For investors who hung on, BDCZ was back – more or less – at its February 2020 level by June 2021 and even faster when you figure in dividends received (February 28, 2021, using the S&P BDC Index total return chart, just one year later).
Destructive
Also instructive – if frightening – is the stock price chart for ARCC before and during the Great Recession. (We use ARCC because neither the S&P nor the BDCZ data goes back that far – but the BDC Reporter does).
In just over two years – and even as ARCC maintained an almost unchanged dividend level – its stock price dropped (85%).
Recessions bring on credit losses, which reduce BDC capital and future earnings power and are always a background concern for the sector because investors – to date – have had an instinctive negative reaction to them.
Bottom Lining
There are two lessons here – in our humble opinion:
First, BDC prices are in danger of dropping much further if investors continue to believe a recession is on its way.

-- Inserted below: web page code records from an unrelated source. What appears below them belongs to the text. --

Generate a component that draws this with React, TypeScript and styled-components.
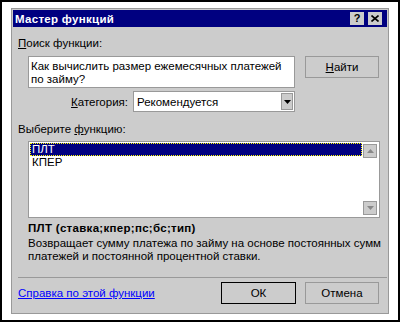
import React from "react";
import styled, { createGlobalStyle } from "styled-components";

const GlobalStyle = createGlobalStyle`
  html, body {
    margin: 0;
    padding: 0;
    background: #fff;
  }
  body {
    font-family: "Liberation Sans", Arial, sans-serif;
  }
`;

const Frame = styled.div`
  width: 400px;
  height: 322px;
  box-sizing: border-box;
  border: 2px solid #000;
  padding: 6px 0 0 9px;
  background: #fff;
`;

const Dialog = styled.div`
  width: 378px;
  height: 306px;
  box-sizing: border-box;
  border: 1px solid #999;
  padding: 1px;
  background: #ccc;
  display: flex;
  flex-direction: column;
  font-size: 11.5px;
  color: #000;
`;

const TitleBar = styled.div`
  height: 17px;
  flex: none;
  background: #000080;
  display: flex;
  align-items: center;
  justify-content: space-between;
  padding: 0 5px 0 2px;
`;

const Title = styled.span`
  color: #fff;
  font-weight: bold;
  font-size: 11.5px;
  letter-spacing: 0.3px;
`;

const TitleButtons = styled.div`
  display: flex;
  gap: 4px;
`;

const TitleButton = styled.div`
  width: 14px;
  height: 13px;
  background: #ccc;
  display: flex;
  align-items: center;
  justify-content: center;
  font-weight: bold;
  font-size: 11px;
  line-height: 13px;
`;

const Body = styled.div`
  padding: 9px 8px 0 5px;
  display: flex;
  flex-direction: column;
`;

const SectionLabel = styled.div<{ $top?: number }>`
  line-height: 14px;
  margin-top: ${(p) => p.$top ?? 0}px;
`;

const SearchRow = styled.div`
  display: flex;
  gap: 10px;
  margin: 6px 0 0 10px;
`;

const QueryBox = styled.div`
  width: 267px;
  height: 32px;
  box-sizing: border-box;
  border: 1px solid #999;
  background: #fff;
  padding: 3px 2px;
  line-height: 13px;
`;

const Button = styled.div<{ $width: number; $default?: boolean }>`
  width: ${(p) => p.$width}px;
  height: 22px;
  box-sizing: border-box;
  border: 1px solid ${(p) => (p.$default ? "#000" : "#999")};
  display: flex;
  align-items: center;
  justify-content: center;
  background: #ccc;
`;

const CategoryRow = styled.div`
  width: 267px;
  display: flex;
  justify-content: flex-end;
  align-items: center;
  gap: 5px;
  margin: 3px 0 0 10px;
`;

const Select = styled.div`
  width: 162px;
  height: 21px;
  box-sizing: border-box;
  border: 1px solid #999;
  background: #fff;
  display: flex;
  align-items: center;
`;

const SelectText = styled.span`
  flex: 1;
  padding-left: 3px;
`;

const DropButton = styled.div`
  width: 12px;
  height: 17px;
  margin-right: 1px;
  box-sizing: border-box;
  border: 1px solid #999;
  background: #ccc;
  display: flex;
  align-items: center;
  justify-content: center;
`;

const ListBox = styled.div`
  width: 352px;
  height: 77px;
  box-sizing: border-box;
  border: 1px solid #999;
  background: #fff;
  display: flex;
  margin: 5px 0 0 10px;
`;

const Items = styled.div`
  flex: 1;
  padding: 1px 0 0 1px;
`;

const Item = styled.div<{ $selected?: boolean }>`
  height: 13px;
  box-sizing: border-box;
  line-height: 11px;
  padding-left: 1px;
  border: 1px ${(p) => (p.$selected ? "dotted #ffff00" : "solid transparent")};
  background: ${(p) => (p.$selected ? "#000080" : "transparent")};
  color: ${(p) => (p.$selected ? "#fff" : "#000")};
`;

const ScrollBar = styled.div`
  width: 17px;
  box-sizing: border-box;
  padding: 2px 2px 2px 1px;
  display: flex;
  flex-direction: column;
  justify-content: space-between;
`;

const ScrollButton = styled.div`
  width: 14px;
  height: 14px;
  box-sizing: border-box;
  border: 1px solid #999;
  background: #ccc;
  display: flex;
  align-items: center;
  justify-content: center;
`;

const Signature = styled.div`
  font-weight: bold;
  line-height: 14px;
  letter-spacing: 0.3px;
  margin: 3px 0 0 10px;
`;

const Description = styled.div`
  line-height: 13px;
  white-space: nowrap;
  margin: 2px 0 0 10px;
`;

const Separator = styled.div`
  height: 1px;
  background: #999;
  margin: 14px -8px 0 0;
`;

const BottomRow = styled.div`
  display: flex;
  align-items: center;
  gap: 9px;
  margin-top: 4px;
`;

const HelpLink = styled.a`
  flex: 1;
  color: #0000ff;
  text-decoration: underline;
`;

const Triangle = ({ up, color }: { up?: boolean; color: string }) => (
  <svg width="7" height="4" viewBox="0 0 7 4">
    <polygon points={up ? "3.5,0 7,4 0,4" : "0,0 7,0 3.5,4"} fill={color} />
  </svg>
);

export default function App() {
  return (
    <>
      <GlobalStyle />
      <Frame>
        <Dialog>
          <TitleBar>
            <Title>Мастер функций</Title>
            <TitleButtons>
              <TitleButton>?</TitleButton>
              <TitleButton>
                <svg width="8" height="7" viewBox="0 0 8 7">
                  <path d="M0.5 0.5 L7.5 6.5 M7.5 0.5 L0.5 6.5" stroke="#000" strokeWidth="1.6" />
                </svg>
              </TitleButton>
            </TitleButtons>
          </TitleBar>
          <Body>
            <SectionLabel>
              <u>П</u>оиск функции:
            </SectionLabel>
            <SearchRow>
              <QueryBox>Как вычислить размер ежемесячных платежей по займу?</QueryBox>
              <Button $width={74}>
                <span>
                  <u>Н</u>айти
                </span>
              </Button>
            </SearchRow>
            <CategoryRow>
              <span>
                <u>К</u>атегория:
              </span>
              <Select>
                <SelectText>Рекомендуется</SelectText>
                <DropButton>
                  <Triangle color="#000" />
                </DropButton>
              </Select>
            </CategoryRow>
            <SectionLabel $top={10}>
              Выберите <u>ф</u>ункцию:
            </SectionLabel>
            <ListBox>
              <Items>
                <Item $selected>ПЛТ</Item>
                <Item>КПЕР</Item>
              </Items>
              <ScrollBar>
                <ScrollButton>
                  <Triangle up color="#888" />
                </ScrollButton>
                <ScrollButton>
                  <Triangle color="#888" />
                </ScrollButton>
              </ScrollBar>
            </ListBox>
            <Signature>ПЛТ (ставка;кпер;пс;бс;тип)</Signature>
            <Description>
              Возвращает сумму платежа по займу на основе постоянных сумм
              <br />
              платежей и постоянной процентной ставки.
            </Description>
            <Separator />
            <BottomRow>
              <HelpLink href="#">Справка по этой функции</HelpLink>
              <Button $width={75} $default>
                ОК
              </Button>
              <Button $width={74}>Отмена</Button>
            </BottomRow>
          </Body>
        </Dialog>
      </Frame>
    </>
  );
}
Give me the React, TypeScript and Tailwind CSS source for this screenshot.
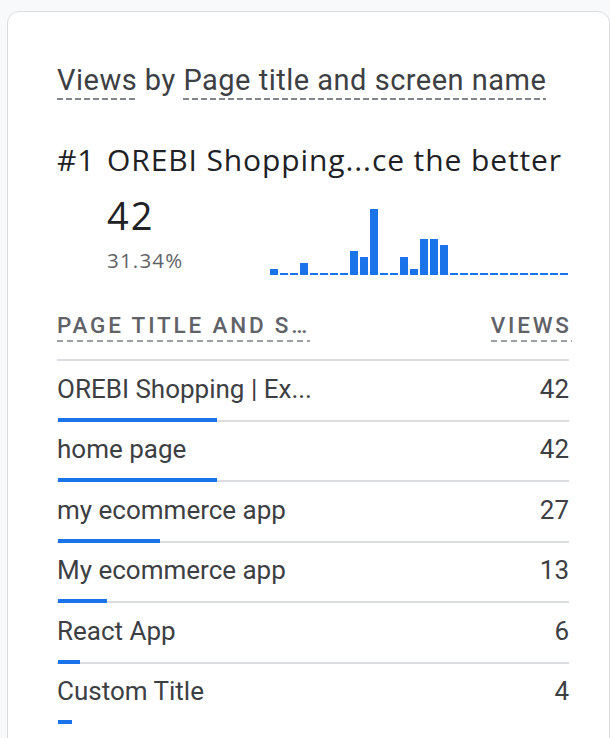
import React from 'react';

interface Row {
    title: string;
    views: number;
}

const rows: Row[] = [
    { title: 'OREBI Shopping | Ex...', views: 42 },
    { title: 'home page', views: 42 },
    { title: 'my ecommerce app', views: 27 },
    { title: 'My ecommerce app', views: 13 },
    { title: 'React App', views: 6 },
    { title: 'Custom Title', views: 4 },
];

const total = rows.reduce((sum, r) => sum + r.views, 0);

// daily views for the top page, 30 days
const trend = [1, 0, 0, 2, 0, 0, 0, 0, 4, 3, 11, 0, 0, 3, 1, 6, 6, 5, 0, 0, 0, 0, 0, 0, 0, 0, 0, 0, 0, 0];

const dashTitle =
    'bg-[linear-gradient(to_right,#80868b_6px,transparent_6px)] bg-[length:9px_2px] bg-repeat-x bg-[position:0_100%]';
const dashHeader =
    'bg-[linear-gradient(to_right,#9aa0a6_6px,transparent_6px)] bg-[length:10px_2px] bg-repeat-x bg-[position:0_100%]';

const Sparkline: React.FC = () => (
    <div className="flex items-end gap-[2px] h-[66px]">
        {trend.map((v, i) => (
            <div key={i} className="w-[8px] bg-[#1a73e8]" style={{ height: v === 0 ? 2 : v * 6 }} />
        ))}
    </div>
);

export default function App() {
    return (
        <div className="bg-[#f8f9fa] pt-[11px] pl-[7px] overflow-hidden h-[738px]">
            <div className="w-[603px] h-[760px] bg-white border border-[#dadce0] rounded-[12px] pl-[49px] pr-[40px] pt-[50px] font-['Roboto',sans-serif]">
                <div className="text-[29px] leading-[36px] tracking-[0.5px] text-[#3c4043] whitespace-nowrap">
                    <span className={`pb-[3px] ${dashTitle}`}>Views</span> by{' '}
                    <span className={`pb-[3px] ${dashTitle}`}>Page title and screen name</span>
                </div>

                <div className="mt-[44px] flex text-[30px] leading-[36px] tracking-[0.9px] text-[#202124] whitespace-nowrap font-['Open_Sans',sans-serif]">
                    <span className="w-[50px]">#1</span>
                    <span>OREBI Shopping...ce the better</span>
                </div>

                <div className="mt-[17px] flex h-[80px] font-['Open_Sans',sans-serif]">
                    <div className="ml-[50px] w-[163px]">
                        <div className="text-[38px] leading-[40px] tracking-[2px] text-[#202124]">42</div>
                        <div className="mt-[13px] text-[20.5px] leading-[24px] tracking-[1.2px] text-[#5f6368]">
                            {((rows[0].views / total) * 100).toFixed(2)}%
                        </div>
                    </div>
                    <div className="flex items-end">
                        <Sparkline />
                    </div>
                </div>

                <div className="mt-[36px] flex justify-between pb-[17px] border-b-2 border-[#dadce0] text-[22.5px] leading-[28px] font-medium tracking-[0.125em] text-[#5f6368]">
                    <span className={`pb-[3px] ${dashHeader}`}>PAGE TITLE AND S…</span>
                    <span className={`pb-[3px] -mr-[0.125em] ${dashHeader}`}>VIEWS</span>
                </div>

                {rows.map((row, i) => (
                    <div key={row.title} className="pt-[12.5px]">
                        <div className="flex justify-between text-[26px] leading-[30px] text-[#3c4043]">
                            <span>{row.title}</span>
                            <span>{row.views}</span>
                        </div>
                        <div className="mt-[14px] relative h-[4px]">
                            {i < rows.length - 1 && (
                                <div className="absolute left-0 right-0 bottom-0 h-[2px] bg-[#dadce0]" />
                            )}
                            <div
                                className="absolute left-[1px] top-0 h-[4px] bg-[#1a73e8]"
                                style={{ width: (row.views / total) * 511 - 1 }}
                            />
                        </div>
                    </div>
                ))}
            </div>
        </div>
    );
}
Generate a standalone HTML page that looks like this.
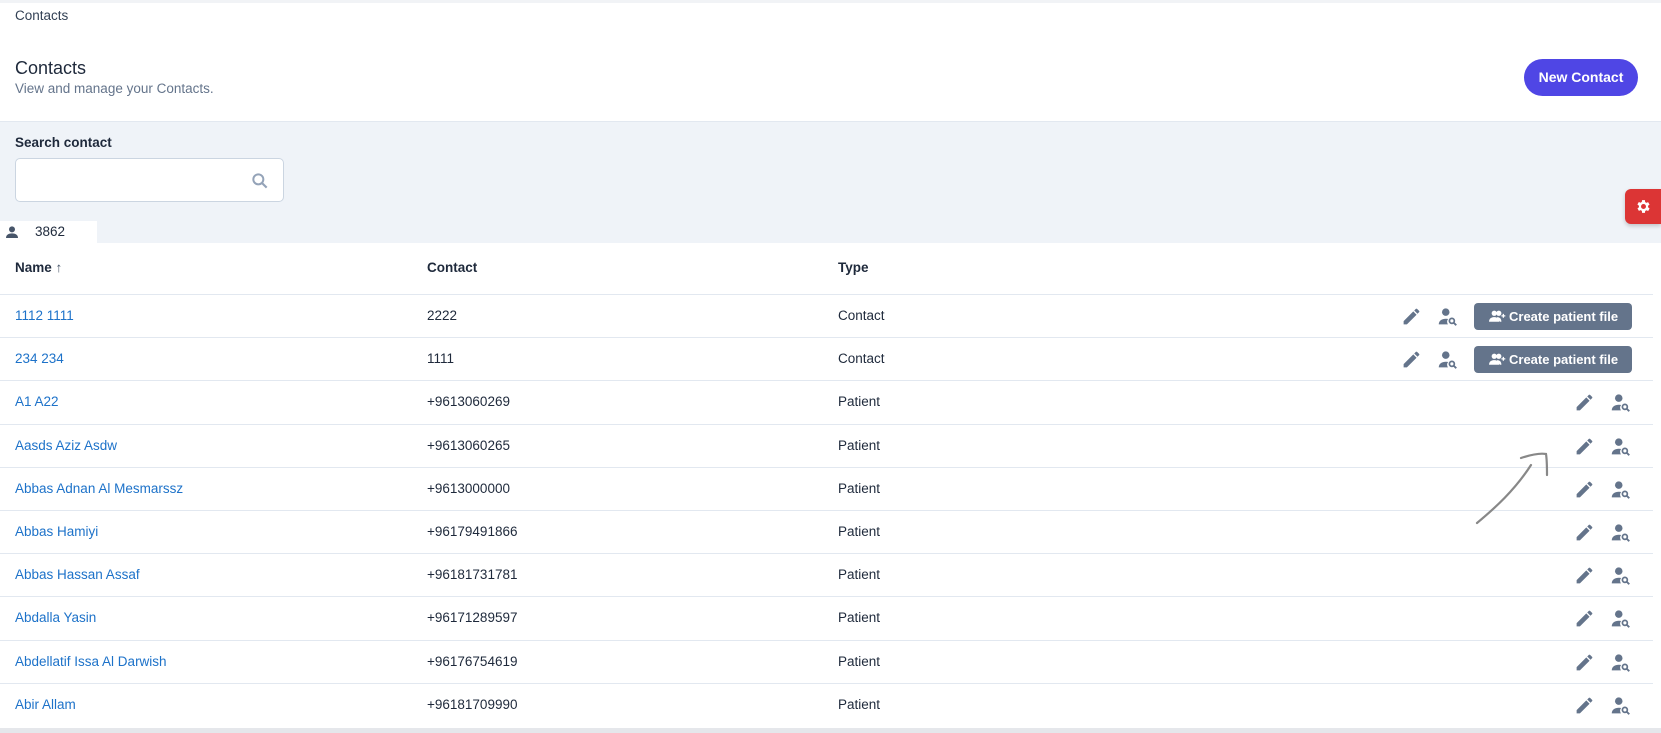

Judging by the financial press; the endless roster of guests on CNBC/Bloomberg pushing that scenario and polls taken of economists and the general public, the prospect of a “hard landing” becomes more likely every day.
This could result in a continuing sell-off of BDC stocks as bearish sentiment takes hold.
Where that ends depends on how this potential recession plays out. Every narrative is different, but all include investors running to the sidelines regardless of underlying BDC performance.
Hold On To What You’ve Got
The second lesson is that BDC prices have always recovered.
As mentioned before, the S&P BDC Index over ten years has achieved a 8.5% annual total percentage return.
That period has included the huge drop in the oil price in mid-2014; recession jitters in 2016 and 2018 and – of course – the pandemic pullback discussed above.
Then there’s 10 year total return data for 25 individual BDCs active over that whole period. A remarkable 24 have posted overall gains and the median gain is 11.0% per annum- which includes both price changes and dividends paid out.
Even over a 5 year period – which includes the 2020 downturn – the Seeking Alpha data shows a median annual gain of 11%.
While we’re on the subject, if your idea of “long term” is 3 years, take comfort from knowing the median annual BDC total return over 36 players in that time frame is 12.3%, despite the pandemic and the last 4 weeks of red ink.
Way Ahead
The next few weeks will be very telling, almost regardless of what happens in earnings season, which enters week two with 22 BDCs reporting. See the BDC Earnings Table.
Most important in the short term will be that “riddle, wrapped in a mystery, inside an enigma” – investor sentiment.
Less oft quoted is what Churchill said at the same time and seems appropriate for what lies ahead for BDC investors: “That which is so dense and secretive as to be totally indecipherable or impossible to foretell”.